As New York City’s reopening picks up steam, co-op and condo boards and their property managers are finding themselves cast in the unfamiliar role of traffic cops. They have to decide which apartment renovations and alterations can move ahead first, and how those projects can proceed with a minimum of risk and inconvenience to residents, building staffs and construction workers.
“Just because the city says it's OK, that doesn't necessarily mean that the building has to let everybody do everything at the same time,” says Mark Levine, a principal at the management company EBMG. “We want to manage it proactively and make sure that we do it in such a way that everybody stays safe. Because each alteration requires elevator usage, you have to schedule it in such a way that you're not affecting the overall health of the building.”
Levine and other property managers agree that in buildings with multiple projects on hold, it’s necessary to establish priorities on which ones get to reboot first.
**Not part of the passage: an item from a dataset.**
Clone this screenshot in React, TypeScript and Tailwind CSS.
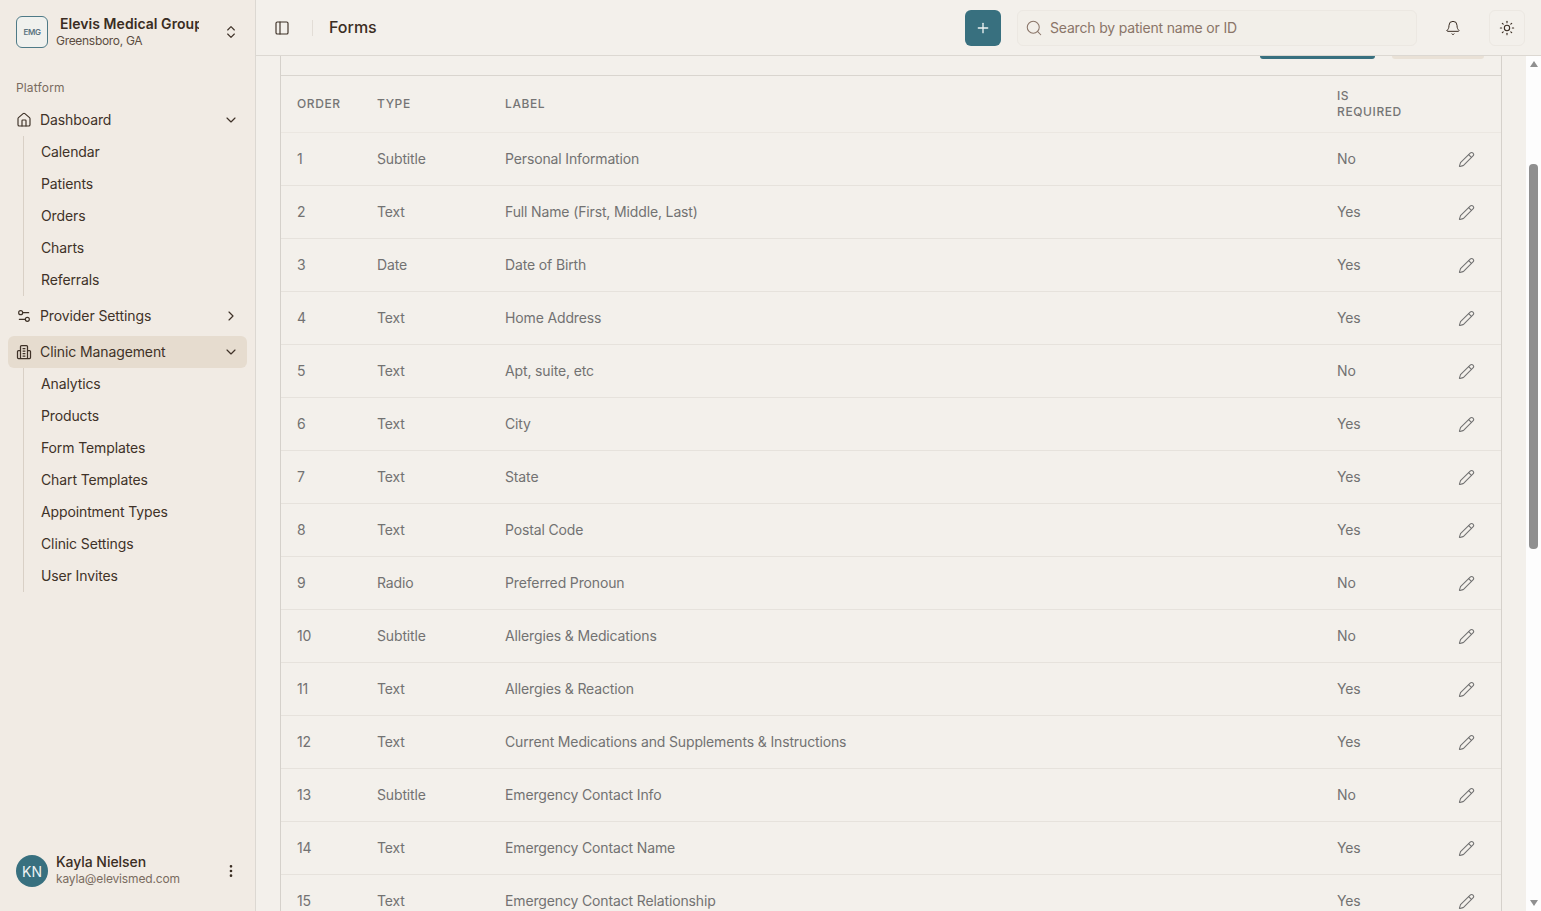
import {
  Bell,
  ChevronDown,
  ChevronRight,
  ChevronsUpDown,
  EllipsisVertical,
  House,
  PanelLeft,
  Pencil,
  Plus,
  Search,
  Settings2,
  Sun,
} from "lucide-react";
import type { ReactNode } from "react";

const FIELDS: [string, string, string][] = [
  ["Subtitle", "Personal Information", "No"],
  ["Text", "Full Name (First, Middle, Last)", "Yes"],
  ["Date", "Date of Birth", "Yes"],
  ["Text", "Home Address", "Yes"],
  ["Text", "Apt, suite, etc", "No"],
  ["Text", "City", "Yes"],
  ["Text", "State", "Yes"],
  ["Text", "Postal Code", "Yes"],
  ["Radio", "Preferred Pronoun", "No"],
  ["Subtitle", "Allergies & Medications", "No"],
  ["Text", "Allergies & Reaction", "Yes"],
  ["Text", "Current Medications and Supplements & Instructions", "Yes"],
  ["Subtitle", "Emergency Contact Info", "No"],
  ["Text", "Emergency Contact Name", "Yes"],
  ["Text", "Emergency Contact Relationship", "Yes"],
];

function ClinicIcon() {
  return (
    <svg viewBox="0 0 16 16" fill="none" stroke="currentColor" strokeWidth="1.25" className="h-4 w-4">
      <path d="M4.5 14.5V2.6c0-.6.4-1 1-1h5c.6 0 1 .4 1 1v11.9" />
      <path d="M4.5 6.5H2.5c-.6 0-1 .4-1 1v6c0 .6.4 1 1 1h11c.6 0 1-.4 1-1v-6c0-.6-.4-1-1-1h-2" />
      <path d="M6.6 4.5h2.8M6.6 7h2.8M6.6 9.5h2.8M6.6 12h2.8" />
    </svg>
  );
}

function NavRow({
  icon,
  label,
  open,
  active,
}: {
  icon: ReactNode;
  label: string;
  open: boolean;
  active?: boolean;
}) {
  return (
    <div
      className={`flex h-8 items-center gap-2 rounded-md pl-2 pr-2 text-[#3f3228] ${active ? "bg-[#e6dccf]" : ""}`}
    >
      <span className="flex h-4 w-4 shrink-0 items-center justify-center">{icon}</span>
      <span className="flex-1 truncate pb-px tracking-[-0.1px]">{label}</span>
      {open ? (
        <ChevronDown className="h-4 w-4" strokeWidth={1.75} />
      ) : (
        <ChevronRight className="h-4 w-4" strokeWidth={1.75} />
      )}
    </div>
  );
}

function SubNav({ items }: { items: string[] }) {
  return (
    <div className="ml-[15px] border-l border-[#d9d0c6] pl-[17px]">
      {items.map((item) => (
        <div key={item} className="flex h-8 items-center pb-px tracking-[-0.12px] text-[#3f3228]">
          {item}
        </div>
      ))}
    </div>
  );
}

function Sidebar() {
  return (
    <aside className="flex h-full w-[256px] shrink-0 flex-col border-r border-[#dcd8d2] bg-[#f1ebe4] text-[14px]">
      <div className="flex h-[64px] items-start pl-4 pr-4 pt-4">
        <div className="flex h-8 w-8 shrink-0 items-center justify-center rounded-md border border-[#4e7a87] bg-[#f0f1ee] text-[8px] font-semibold tracking-[-0.4px] text-[#5b7480]">
          EMG
        </div>
        <div className="ml-2 min-w-0 flex-1">
          <div className="ml-1 h-[18px] w-[139px] overflow-hidden whitespace-nowrap text-[14px] font-semibold leading-[15px] tracking-[0.05px] text-[#3a2d23]">
            Elevis Medical Group
          </div>
          <div className="-mt-px text-[12px] leading-[15px] tracking-[-0.3px] text-[#5c4d41]">Greensboro, GA</div>
        </div>
        <ChevronsUpDown className="mr-0 mt-2 h-4 w-4 text-[#3f3228]" strokeWidth={1.75} />
      </div>
      <div className="flex h-[40px] items-end pb-[8px] pl-4 text-[12px] leading-4 tracking-[0.15px] text-[#7a6b5f]">
        Platform
      </div>
      <nav className="flex-1 pl-2 pr-2">
        <NavRow icon={<House className="h-4 w-4" strokeWidth={1.75} />} label="Dashboard" open />
        <SubNav items={["Calendar", "Patients", "Orders", "Charts", "Referrals"]} />
        <div className="mt-1">
          <NavRow icon={<Settings2 className="h-4 w-4" strokeWidth={1.75} />} label="Provider Settings" open={false} />
        </div>
        <div className="mt-1">
          <NavRow icon={<ClinicIcon />} label="Clinic Management" open active />
        </div>
        <SubNav
          items={[
            "Analytics",
            "Products",
            "Form Templates",
            "Chart Templates",
            "Appointment Types",
            "Clinic Settings",
            "User Invites",
          ]}
        />
      </nav>
      <div className="flex h-[64px] items-start pl-4 pr-4 pt-[8px]">
        <div className="flex h-8 w-8 shrink-0 items-center justify-center rounded-full bg-[#38707f] text-[14px] text-[#eef3f3]">
          KN
        </div>
        <div className="ml-2 min-w-0 flex-1">
          <div className="-mt-[2px] text-[14px] font-medium leading-[17px] tracking-[-0.05px] text-[#3a2d23]">
            Kayla Nielsen
          </div>
          <div className="text-[12px] leading-[18px] tracking-[-0.15px] text-[#7a6b5f]">kayla@elevismed.com</div>
        </div>
        <EllipsisVertical className="mt-2 h-4 w-4 text-[#3a2d23]" strokeWidth={2} />
      </div>
    </aside>
  );
}

function Header() {
  return (
    <header className="flex h-[56px] shrink-0 items-center border-b border-[#dcd8d2] pl-[18px] pr-4">
      <PanelLeft className="h-4 w-4 text-[#3f3228]" strokeWidth={1.75} />
      <div className="ml-[22px] h-4 w-px bg-[#e2ddd6]" />
      <div className="ml-4 pb-px text-[16px] font-medium text-[#3a2d23]">Forms</div>
      <div className="flex-1" />
      <button className="flex h-9 w-9 items-center justify-center rounded-md bg-[#38707f] text-[#eef3f3]">
        <Plus className="h-4 w-4" strokeWidth={2} />
      </button>
      <div className="ml-4 flex h-9 w-[400px] items-center gap-[7px] rounded-md border border-[#ece8e2] bg-[#f2efe9] pl-[7px] text-[14px] text-[#8a7568]">
        <Search className="h-[18px] w-[18px]" strokeWidth={1.4} />
        <span className="pb-px tracking-[-0.18px]">Search by patient name or ID</span>
      </div>
      <div className="ml-[18px] flex h-9 w-9 items-center justify-center text-[#3a2d23]">
        <Bell className="h-4 w-4" strokeWidth={1.5} />
      </div>
      <div className="ml-[18px] flex h-9 w-9 items-center justify-center rounded-md border border-[#ece8e2] text-[#3a2d23]">
        <Sun className="h-4 w-4" strokeWidth={1.6} />
      </div>
    </header>
  );
}

function FieldsTable() {
  return (
    <div className="ml-6 w-[1222px] border-x border-[#d5d1cb]">
      <div className="flex h-[20px] justify-end gap-[17px] border-b border-[#d9d5cf] pr-[17px]">
        <div className="h-[3px] w-[115px] rounded-b-md bg-[#38707f]" />
        <div className="h-[3px] w-[92px] rounded-b-md bg-[#e9e1d6]" />
      </div>
      <table className="w-full table-fixed border-collapse text-left text-[14px] tracking-[-0.14px] text-[#727272]">
        <colgroup>
          <col className="w-[80px]" />
          <col className="w-[128px]" />
          <col className="w-[832px]" />
          <col className="w-[112px]" />
          <col />
        </colgroup>
        <thead>
          <tr className="h-[56px] border-b border-[#ebe7e1] text-[12px] leading-4 tracking-[0.05em] text-[#757575]">
            <th className="pl-4 font-medium">ORDER</th>
            <th className="pl-4 font-medium">TYPE</th>
            <th className="pl-4 font-medium">LABEL</th>
            <th className="pl-4 font-medium">
              IS
              <br />
              REQUIRED
            </th>
            <th />
          </tr>
        </thead>
        <tbody>
          {FIELDS.map(([type, label, required], i) => (
            <tr key={label} className="h-[53px] border-b border-[#e6e2dc]">
              <td className="pl-4">{i + 1}</td>
              <td className="pl-4">{type}</td>
              <td className="pl-4">{label}</td>
              <td className="pl-4">{required}</td>
              <td className="pl-[25px] pt-px">
                <Pencil className="h-[17px] w-[17px]" strokeWidth={1.5} />
              </td>
            </tr>
          ))}
        </tbody>
      </table>
    </div>
  );
}

function Scrollbar() {
  return (
    <div className="flex w-[15px] shrink-0 flex-col bg-[#fdfdfd] pl-[3px]">
      <div className="ml-[1px] mt-[5px] h-0 w-0 border-x-[4px] border-b-[6px] border-x-transparent border-b-[#8f8f8f]" />
      <div className="mt-[97px] h-[385px] w-[9px] rounded-[4px] bg-[#8f8f8f]" />
      <div className="flex-1" />
      <div className="mb-[5px] ml-[1px] h-0 w-0 border-x-[4px] border-t-[6px] border-x-transparent border-t-[#8f8f8f]" />
    </div>
  );
}

export default function App() {
  return (
    <div
      className="flex h-[911px] w-[1541px] overflow-hidden bg-[#f3f0eb]"
      style={{ fontFamily: "Inter, 'Liberation Sans', sans-serif" }}
    >
      <Sidebar />
      <main className="flex min-w-0 flex-1 flex-col">
        <Header />
        <div className="flex min-h-0 flex-1">
          <div className="min-w-0 flex-1 overflow-hidden">
            <FieldsTable />
          </div>
          <Scrollbar />
        </div>
      </main>
    </div>
  );
}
But from there differences of opinion arise.
“The projects that are closest to completion – they’re the ones that get to go ahead first,” says Peter Lehr, the director of management at Kaled Management. “With more difficult projects, we might have to take into consideration when the contractor needs to shut off the electricity, and how they’re going to sanitize the areas they’re in.”
Levine, on the other hand, takes the view that big jobs should move to the front of the line. “Priorities are put into place based on the job’s necessity,” he says. “Habitation takes place over cosmetic issues.”
Numerous management companies and attorneys have prepared riders and addenda to alteration agreements, which apartment owners and contractors must sign before beginning alteration projects – or before they’re allowed to restart projects. EBMG’s rider touches on such issues as allowable work hours, elevator usage, building access, hand-washing facilities and daily temperature checks for crews. Levine adds that another consideration is inconvenience for neighbors. “With so many people now working at home,” he says, “we need to be cognizant of noise.”
There is virtually unanimous agreement that boards and property managers must reserve the right to shut down a job if an apartment owner or contractor fails to observe safety protocols.
“Our COVID-19 addendum to the alteration agreement outlines that they're required to follow all the safety and social-distancing protocols,” says Mark Hoffman, the president of Hoffman Management. “And it provides protection to the boards to stop any job at any time.”